## Set task
Search the data below for the string "styles". Extract every line that contains it.

Data records

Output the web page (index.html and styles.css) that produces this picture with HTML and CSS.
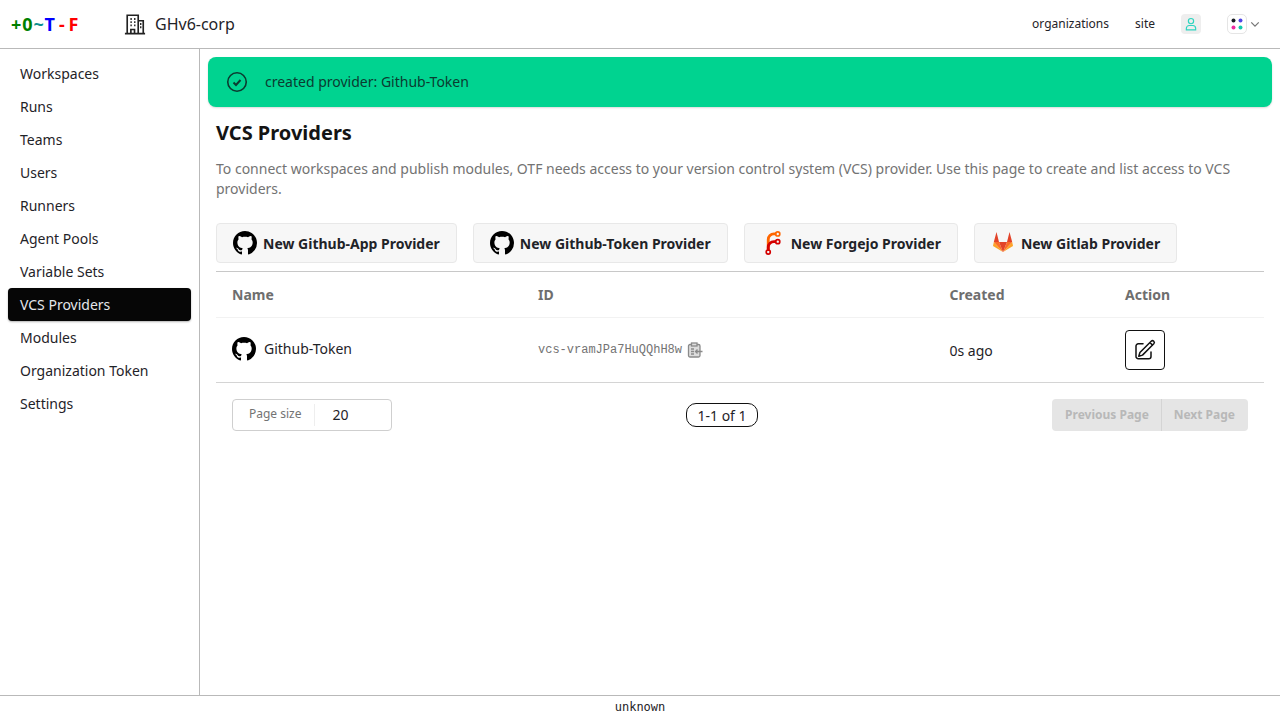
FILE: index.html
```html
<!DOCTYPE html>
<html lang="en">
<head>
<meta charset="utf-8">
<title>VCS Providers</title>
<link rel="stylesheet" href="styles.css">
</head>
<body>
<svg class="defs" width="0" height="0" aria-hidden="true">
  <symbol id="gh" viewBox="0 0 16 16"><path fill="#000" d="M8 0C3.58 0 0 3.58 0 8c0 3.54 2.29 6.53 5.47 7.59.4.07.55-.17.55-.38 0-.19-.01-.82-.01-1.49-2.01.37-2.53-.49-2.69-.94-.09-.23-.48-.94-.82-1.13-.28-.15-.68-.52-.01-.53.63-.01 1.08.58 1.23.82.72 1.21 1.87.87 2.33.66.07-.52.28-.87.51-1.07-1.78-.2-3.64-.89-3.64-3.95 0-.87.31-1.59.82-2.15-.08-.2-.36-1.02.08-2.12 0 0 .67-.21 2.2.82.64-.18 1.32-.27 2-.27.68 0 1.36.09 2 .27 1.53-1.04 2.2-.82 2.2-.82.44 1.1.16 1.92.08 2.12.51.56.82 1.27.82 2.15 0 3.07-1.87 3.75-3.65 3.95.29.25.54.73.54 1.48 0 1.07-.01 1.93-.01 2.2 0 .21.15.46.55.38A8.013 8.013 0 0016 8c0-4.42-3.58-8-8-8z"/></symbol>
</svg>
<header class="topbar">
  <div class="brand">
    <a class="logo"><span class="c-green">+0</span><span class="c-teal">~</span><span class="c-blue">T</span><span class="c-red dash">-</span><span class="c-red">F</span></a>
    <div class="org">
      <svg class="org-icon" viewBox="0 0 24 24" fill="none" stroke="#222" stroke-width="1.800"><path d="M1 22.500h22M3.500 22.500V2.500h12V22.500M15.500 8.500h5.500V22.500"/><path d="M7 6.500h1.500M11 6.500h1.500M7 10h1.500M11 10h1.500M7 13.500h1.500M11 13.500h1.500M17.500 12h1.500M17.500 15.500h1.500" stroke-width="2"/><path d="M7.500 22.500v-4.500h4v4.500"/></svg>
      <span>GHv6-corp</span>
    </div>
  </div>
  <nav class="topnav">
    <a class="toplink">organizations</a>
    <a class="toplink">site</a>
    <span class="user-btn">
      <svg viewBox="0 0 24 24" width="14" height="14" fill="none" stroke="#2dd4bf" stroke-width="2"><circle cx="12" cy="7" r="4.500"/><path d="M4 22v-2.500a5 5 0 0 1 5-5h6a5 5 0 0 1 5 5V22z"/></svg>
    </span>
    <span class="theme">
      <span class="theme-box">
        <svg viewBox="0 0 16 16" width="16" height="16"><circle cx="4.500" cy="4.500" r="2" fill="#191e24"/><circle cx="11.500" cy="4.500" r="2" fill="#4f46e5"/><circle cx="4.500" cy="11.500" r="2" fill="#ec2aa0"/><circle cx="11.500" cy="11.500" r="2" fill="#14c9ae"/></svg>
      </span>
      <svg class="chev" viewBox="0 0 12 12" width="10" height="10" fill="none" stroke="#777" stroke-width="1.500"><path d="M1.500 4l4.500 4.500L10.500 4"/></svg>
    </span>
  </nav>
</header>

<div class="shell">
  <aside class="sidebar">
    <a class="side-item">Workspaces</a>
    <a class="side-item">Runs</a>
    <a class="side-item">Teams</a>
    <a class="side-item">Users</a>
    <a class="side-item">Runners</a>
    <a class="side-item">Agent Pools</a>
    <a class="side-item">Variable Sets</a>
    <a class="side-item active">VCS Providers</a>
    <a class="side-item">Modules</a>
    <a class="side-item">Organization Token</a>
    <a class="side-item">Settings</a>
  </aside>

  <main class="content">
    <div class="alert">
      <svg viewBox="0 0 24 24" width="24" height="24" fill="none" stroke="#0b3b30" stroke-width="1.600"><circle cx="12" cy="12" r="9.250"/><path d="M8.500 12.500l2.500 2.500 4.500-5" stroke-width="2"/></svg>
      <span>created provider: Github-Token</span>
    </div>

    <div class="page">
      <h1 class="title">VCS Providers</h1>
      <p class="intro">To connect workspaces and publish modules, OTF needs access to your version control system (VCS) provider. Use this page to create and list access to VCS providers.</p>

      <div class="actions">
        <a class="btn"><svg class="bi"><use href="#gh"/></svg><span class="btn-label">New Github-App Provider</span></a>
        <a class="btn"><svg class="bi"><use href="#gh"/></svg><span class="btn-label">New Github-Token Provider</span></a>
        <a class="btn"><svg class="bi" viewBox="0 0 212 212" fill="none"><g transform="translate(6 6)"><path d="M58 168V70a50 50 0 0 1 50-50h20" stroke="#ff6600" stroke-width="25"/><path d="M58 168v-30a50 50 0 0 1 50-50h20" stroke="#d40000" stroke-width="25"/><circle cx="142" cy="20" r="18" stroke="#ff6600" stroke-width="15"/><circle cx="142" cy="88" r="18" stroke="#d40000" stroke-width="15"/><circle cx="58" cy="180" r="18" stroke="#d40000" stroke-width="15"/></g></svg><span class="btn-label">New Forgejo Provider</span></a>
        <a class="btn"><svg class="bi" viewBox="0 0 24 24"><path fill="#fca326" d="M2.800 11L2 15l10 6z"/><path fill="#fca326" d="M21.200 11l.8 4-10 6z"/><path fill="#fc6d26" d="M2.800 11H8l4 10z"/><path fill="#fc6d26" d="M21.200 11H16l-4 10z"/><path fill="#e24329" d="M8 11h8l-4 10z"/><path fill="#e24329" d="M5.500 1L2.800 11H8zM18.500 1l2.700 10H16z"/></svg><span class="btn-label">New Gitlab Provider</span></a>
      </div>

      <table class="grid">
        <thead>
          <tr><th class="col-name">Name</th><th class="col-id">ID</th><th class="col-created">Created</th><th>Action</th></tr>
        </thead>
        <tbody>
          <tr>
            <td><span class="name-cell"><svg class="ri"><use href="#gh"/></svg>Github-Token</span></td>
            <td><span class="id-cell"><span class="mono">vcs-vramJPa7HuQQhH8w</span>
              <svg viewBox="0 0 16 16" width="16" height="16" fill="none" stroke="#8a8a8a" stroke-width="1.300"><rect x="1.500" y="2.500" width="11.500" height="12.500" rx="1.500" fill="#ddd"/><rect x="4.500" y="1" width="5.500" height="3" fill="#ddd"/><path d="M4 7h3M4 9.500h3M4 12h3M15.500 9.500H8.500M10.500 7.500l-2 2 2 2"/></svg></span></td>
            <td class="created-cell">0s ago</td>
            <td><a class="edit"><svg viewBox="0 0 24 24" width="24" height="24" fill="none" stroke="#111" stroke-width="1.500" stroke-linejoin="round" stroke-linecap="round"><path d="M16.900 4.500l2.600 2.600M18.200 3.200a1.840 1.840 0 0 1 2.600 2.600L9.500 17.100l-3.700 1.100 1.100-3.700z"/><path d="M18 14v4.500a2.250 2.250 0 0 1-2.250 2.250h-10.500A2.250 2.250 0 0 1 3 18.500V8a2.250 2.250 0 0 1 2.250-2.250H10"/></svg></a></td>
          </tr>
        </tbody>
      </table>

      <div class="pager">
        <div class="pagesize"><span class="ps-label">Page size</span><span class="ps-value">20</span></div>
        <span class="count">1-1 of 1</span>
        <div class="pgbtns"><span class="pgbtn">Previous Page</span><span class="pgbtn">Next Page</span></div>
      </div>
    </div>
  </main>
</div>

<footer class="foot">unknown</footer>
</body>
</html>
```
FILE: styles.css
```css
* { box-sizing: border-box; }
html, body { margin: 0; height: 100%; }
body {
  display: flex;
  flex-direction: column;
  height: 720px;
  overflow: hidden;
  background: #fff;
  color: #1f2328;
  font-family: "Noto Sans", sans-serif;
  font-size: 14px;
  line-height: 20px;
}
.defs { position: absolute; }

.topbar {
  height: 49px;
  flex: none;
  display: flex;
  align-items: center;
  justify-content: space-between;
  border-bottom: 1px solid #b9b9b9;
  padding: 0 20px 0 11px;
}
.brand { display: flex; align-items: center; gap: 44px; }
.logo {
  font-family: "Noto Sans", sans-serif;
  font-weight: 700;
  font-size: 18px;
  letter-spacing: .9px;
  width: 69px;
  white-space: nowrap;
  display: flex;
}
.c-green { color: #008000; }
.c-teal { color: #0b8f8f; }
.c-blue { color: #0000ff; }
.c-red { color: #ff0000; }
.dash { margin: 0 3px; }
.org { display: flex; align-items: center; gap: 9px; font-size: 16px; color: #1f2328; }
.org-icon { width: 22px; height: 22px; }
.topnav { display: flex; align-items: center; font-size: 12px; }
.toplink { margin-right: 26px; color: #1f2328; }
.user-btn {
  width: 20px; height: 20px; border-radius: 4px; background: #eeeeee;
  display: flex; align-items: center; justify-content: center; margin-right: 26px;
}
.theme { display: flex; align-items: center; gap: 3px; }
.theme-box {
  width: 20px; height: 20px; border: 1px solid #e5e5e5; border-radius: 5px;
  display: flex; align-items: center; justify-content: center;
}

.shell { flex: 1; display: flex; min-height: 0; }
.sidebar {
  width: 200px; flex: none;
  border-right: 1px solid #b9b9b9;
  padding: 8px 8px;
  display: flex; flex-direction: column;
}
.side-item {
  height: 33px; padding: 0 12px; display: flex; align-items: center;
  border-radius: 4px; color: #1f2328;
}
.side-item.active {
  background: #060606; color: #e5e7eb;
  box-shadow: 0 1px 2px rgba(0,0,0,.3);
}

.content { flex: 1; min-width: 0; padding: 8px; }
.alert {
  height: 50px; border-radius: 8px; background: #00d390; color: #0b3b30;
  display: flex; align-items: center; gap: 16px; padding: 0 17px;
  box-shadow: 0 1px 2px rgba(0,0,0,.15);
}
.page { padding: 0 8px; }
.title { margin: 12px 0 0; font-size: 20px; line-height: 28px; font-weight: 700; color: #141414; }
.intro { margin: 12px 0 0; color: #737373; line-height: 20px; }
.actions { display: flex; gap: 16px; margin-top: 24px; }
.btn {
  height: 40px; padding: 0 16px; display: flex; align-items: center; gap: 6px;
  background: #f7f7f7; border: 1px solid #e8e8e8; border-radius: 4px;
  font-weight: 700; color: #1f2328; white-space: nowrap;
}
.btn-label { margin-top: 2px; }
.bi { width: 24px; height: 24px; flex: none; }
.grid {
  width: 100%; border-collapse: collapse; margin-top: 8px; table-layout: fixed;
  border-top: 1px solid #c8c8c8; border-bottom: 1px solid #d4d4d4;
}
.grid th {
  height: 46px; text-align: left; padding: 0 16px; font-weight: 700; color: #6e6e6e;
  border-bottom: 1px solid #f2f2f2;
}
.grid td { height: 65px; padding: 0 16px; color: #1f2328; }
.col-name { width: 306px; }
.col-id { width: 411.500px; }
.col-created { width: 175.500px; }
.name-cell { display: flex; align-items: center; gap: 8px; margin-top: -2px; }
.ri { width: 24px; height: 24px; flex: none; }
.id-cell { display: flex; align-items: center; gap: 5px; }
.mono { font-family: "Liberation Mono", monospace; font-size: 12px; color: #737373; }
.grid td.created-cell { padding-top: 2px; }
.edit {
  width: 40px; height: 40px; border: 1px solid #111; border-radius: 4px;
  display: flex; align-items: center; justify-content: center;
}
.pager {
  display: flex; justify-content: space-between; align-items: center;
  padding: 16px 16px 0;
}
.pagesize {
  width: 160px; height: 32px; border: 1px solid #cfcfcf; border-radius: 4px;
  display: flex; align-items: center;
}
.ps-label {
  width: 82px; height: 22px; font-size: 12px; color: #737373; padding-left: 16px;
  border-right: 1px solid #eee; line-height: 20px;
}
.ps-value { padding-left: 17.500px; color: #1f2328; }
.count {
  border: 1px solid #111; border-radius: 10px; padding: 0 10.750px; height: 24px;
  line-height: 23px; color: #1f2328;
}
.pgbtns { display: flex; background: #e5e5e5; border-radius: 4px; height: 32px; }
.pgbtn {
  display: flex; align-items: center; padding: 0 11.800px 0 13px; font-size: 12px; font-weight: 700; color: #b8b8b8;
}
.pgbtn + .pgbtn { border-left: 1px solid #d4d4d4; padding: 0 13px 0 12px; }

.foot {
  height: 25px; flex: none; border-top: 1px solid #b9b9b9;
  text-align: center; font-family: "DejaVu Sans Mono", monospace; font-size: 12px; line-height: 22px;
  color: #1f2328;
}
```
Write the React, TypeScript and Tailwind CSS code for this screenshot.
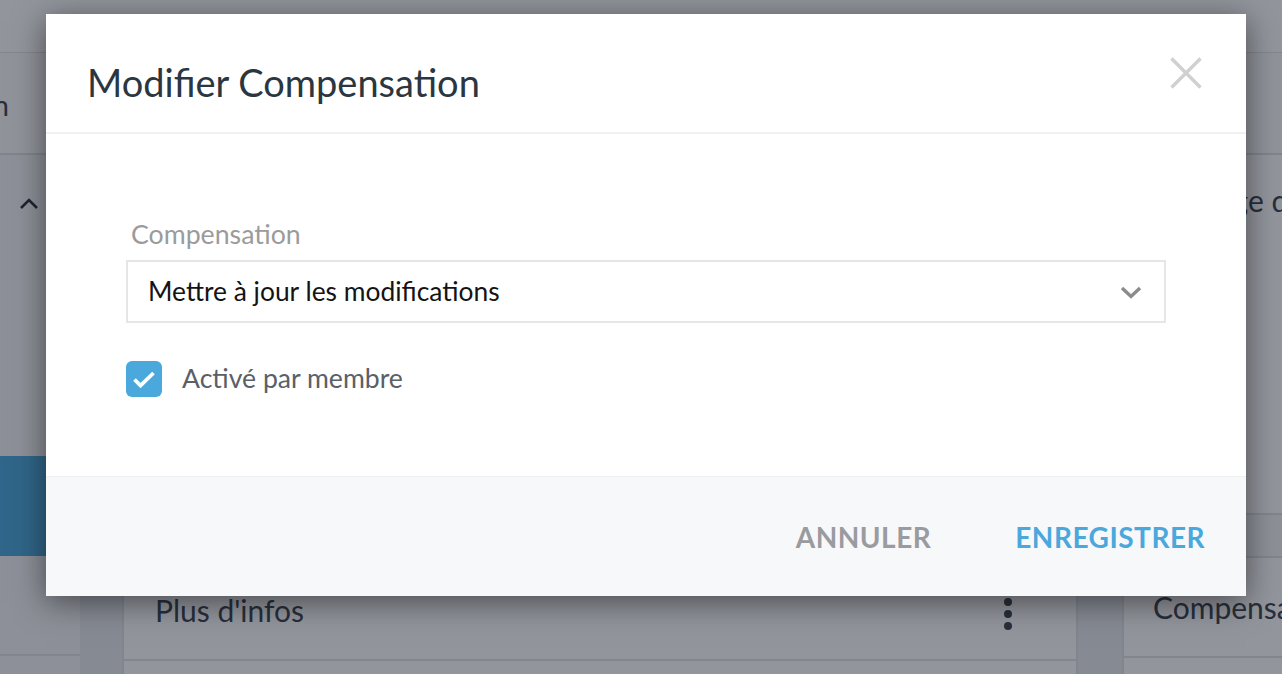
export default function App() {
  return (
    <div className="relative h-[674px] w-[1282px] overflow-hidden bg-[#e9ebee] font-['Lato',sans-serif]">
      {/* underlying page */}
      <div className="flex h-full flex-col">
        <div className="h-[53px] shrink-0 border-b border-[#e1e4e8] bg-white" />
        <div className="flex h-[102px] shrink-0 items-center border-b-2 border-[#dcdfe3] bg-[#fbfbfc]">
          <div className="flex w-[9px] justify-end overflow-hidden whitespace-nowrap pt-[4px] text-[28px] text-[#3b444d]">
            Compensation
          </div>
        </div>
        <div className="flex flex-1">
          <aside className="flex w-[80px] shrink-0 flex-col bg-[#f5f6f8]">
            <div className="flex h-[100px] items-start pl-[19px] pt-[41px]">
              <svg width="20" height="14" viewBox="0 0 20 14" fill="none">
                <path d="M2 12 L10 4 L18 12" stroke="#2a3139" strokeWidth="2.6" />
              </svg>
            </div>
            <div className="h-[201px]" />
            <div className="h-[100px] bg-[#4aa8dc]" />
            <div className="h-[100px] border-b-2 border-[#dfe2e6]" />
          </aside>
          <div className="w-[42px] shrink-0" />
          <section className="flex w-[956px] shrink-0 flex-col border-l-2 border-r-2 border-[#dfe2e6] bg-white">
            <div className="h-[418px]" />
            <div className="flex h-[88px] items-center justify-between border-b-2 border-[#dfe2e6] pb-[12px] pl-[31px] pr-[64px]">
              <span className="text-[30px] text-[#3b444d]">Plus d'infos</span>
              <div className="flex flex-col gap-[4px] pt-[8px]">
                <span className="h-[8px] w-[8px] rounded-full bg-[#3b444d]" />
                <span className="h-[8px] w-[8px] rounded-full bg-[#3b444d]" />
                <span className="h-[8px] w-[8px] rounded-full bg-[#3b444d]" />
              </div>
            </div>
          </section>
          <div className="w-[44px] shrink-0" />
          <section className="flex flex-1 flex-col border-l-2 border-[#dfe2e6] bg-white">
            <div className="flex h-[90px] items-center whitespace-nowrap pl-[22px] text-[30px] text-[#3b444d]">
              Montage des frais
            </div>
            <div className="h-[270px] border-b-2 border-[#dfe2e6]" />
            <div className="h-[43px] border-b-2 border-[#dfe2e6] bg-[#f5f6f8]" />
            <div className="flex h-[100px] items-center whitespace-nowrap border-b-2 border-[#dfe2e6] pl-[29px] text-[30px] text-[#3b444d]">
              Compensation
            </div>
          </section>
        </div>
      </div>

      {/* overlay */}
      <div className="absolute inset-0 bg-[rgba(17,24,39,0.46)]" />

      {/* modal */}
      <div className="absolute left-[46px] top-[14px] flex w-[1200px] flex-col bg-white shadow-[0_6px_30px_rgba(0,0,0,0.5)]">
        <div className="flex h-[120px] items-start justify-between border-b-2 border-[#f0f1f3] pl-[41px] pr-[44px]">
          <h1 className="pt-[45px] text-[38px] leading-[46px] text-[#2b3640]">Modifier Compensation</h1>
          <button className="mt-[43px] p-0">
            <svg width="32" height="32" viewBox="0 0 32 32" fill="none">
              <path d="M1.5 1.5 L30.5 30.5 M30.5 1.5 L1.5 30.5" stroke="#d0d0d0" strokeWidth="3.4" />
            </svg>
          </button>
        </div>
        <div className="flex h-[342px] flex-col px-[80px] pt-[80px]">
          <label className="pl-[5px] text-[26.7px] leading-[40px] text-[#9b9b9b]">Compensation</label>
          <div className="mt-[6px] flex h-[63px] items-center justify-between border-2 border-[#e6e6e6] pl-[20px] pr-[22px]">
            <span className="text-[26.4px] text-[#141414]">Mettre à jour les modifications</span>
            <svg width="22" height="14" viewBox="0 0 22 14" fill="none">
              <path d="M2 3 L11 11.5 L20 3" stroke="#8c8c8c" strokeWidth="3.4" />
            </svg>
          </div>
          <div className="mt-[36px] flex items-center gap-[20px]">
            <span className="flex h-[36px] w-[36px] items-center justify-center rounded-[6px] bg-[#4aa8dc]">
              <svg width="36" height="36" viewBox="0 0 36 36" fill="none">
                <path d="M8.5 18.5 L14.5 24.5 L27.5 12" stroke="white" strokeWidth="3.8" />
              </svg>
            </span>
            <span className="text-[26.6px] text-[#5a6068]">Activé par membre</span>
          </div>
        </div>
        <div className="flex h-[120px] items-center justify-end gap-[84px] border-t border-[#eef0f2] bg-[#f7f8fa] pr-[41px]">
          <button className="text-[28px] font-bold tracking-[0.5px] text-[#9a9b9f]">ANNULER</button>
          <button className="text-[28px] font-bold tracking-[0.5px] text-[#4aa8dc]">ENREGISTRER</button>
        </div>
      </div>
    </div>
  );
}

## Result of this task
Output the web page (index.html and styles.css) that produces this picture with HTML and CSS.
<link rel="stylesheet" href="styles.css">
FILE: styles.css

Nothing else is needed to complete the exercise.